Engine and performance
Powering the Highlander are three different engine options. On the base, LE trim is a 2.7 L, inline-4 that produces 185 hp and 184 lb-ft of torque. The engine mates to a 6-speed automatic gearbox. The LE is offered with front-wheel drive. However, buyers can opt to have their LE with a V-6 mill which is standard on other trims. The V-6 has a displacement of 3.5 liters; it produces 295 hp and 263 lb-ft of torque. Buyers can also choose to have the engine in front-wheel drive or all-wheel drive; regardless of the choice, the V-6 mates to an 8-speed automatic gearbox.
The Highlander can also be had with a hybrid engine; the drive-train pairs the 3.5 L, V-6 with two electric motors backed by a 45 kW nickel-metal hydride battery. The hybrid is available only in all-wheel drive. The setup produces 306 hp.
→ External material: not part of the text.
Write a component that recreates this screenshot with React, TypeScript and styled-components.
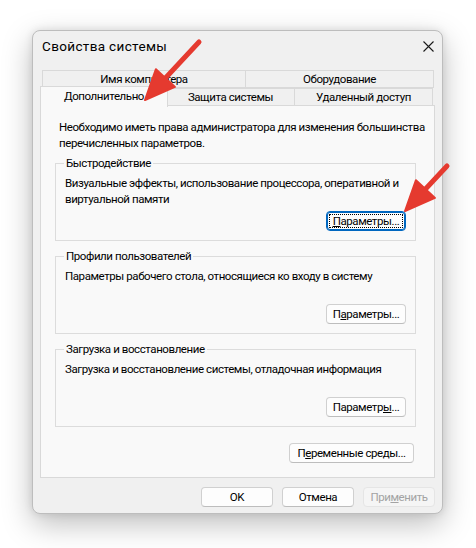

In terms of fuel economy, the V-6 returns 20 mpg, 26 mpg and 22 mpg in city, highway and combined drives respectively with AWD and 21 mpg, 27 mpg and 23 mpg on city, highway and combined drives respectively with front-wheel-drive. Models with the V-6 mill feature an auto start/stop technology which enhances its efficiency. Uncharacteristically, the inline-4 is not as frugal as expected; it is, in fact, thirstier than the V-6. This may be due to the fact that the engine has to work harder to motivate the heavy crossover. I think Toyota should discontinue this engine from the Highlander. The engine returns 20 mpg city, 24 mpg highway and 22 mpg on combined drives. The hybrid is the most economical; it returns 20 mpg city, 28 mpg highway and 29 mpg on combined drives on LE models and 29 mpg city, 27 mpg highway and 28 mpg on combined drives on higher trims.
Price and release date
Sales of the Highlander will commence in November. The entry-level LE trim with a 4-cylinder engine will have an MSRP of $32,025 representing a $400 hike compared to the 2017 version. Opting for LE with the V-6 engine attracts $34,075. The range-topping Limited Platinum trim with front-wheel drive fetches $46,195 and $47,655 with AWD.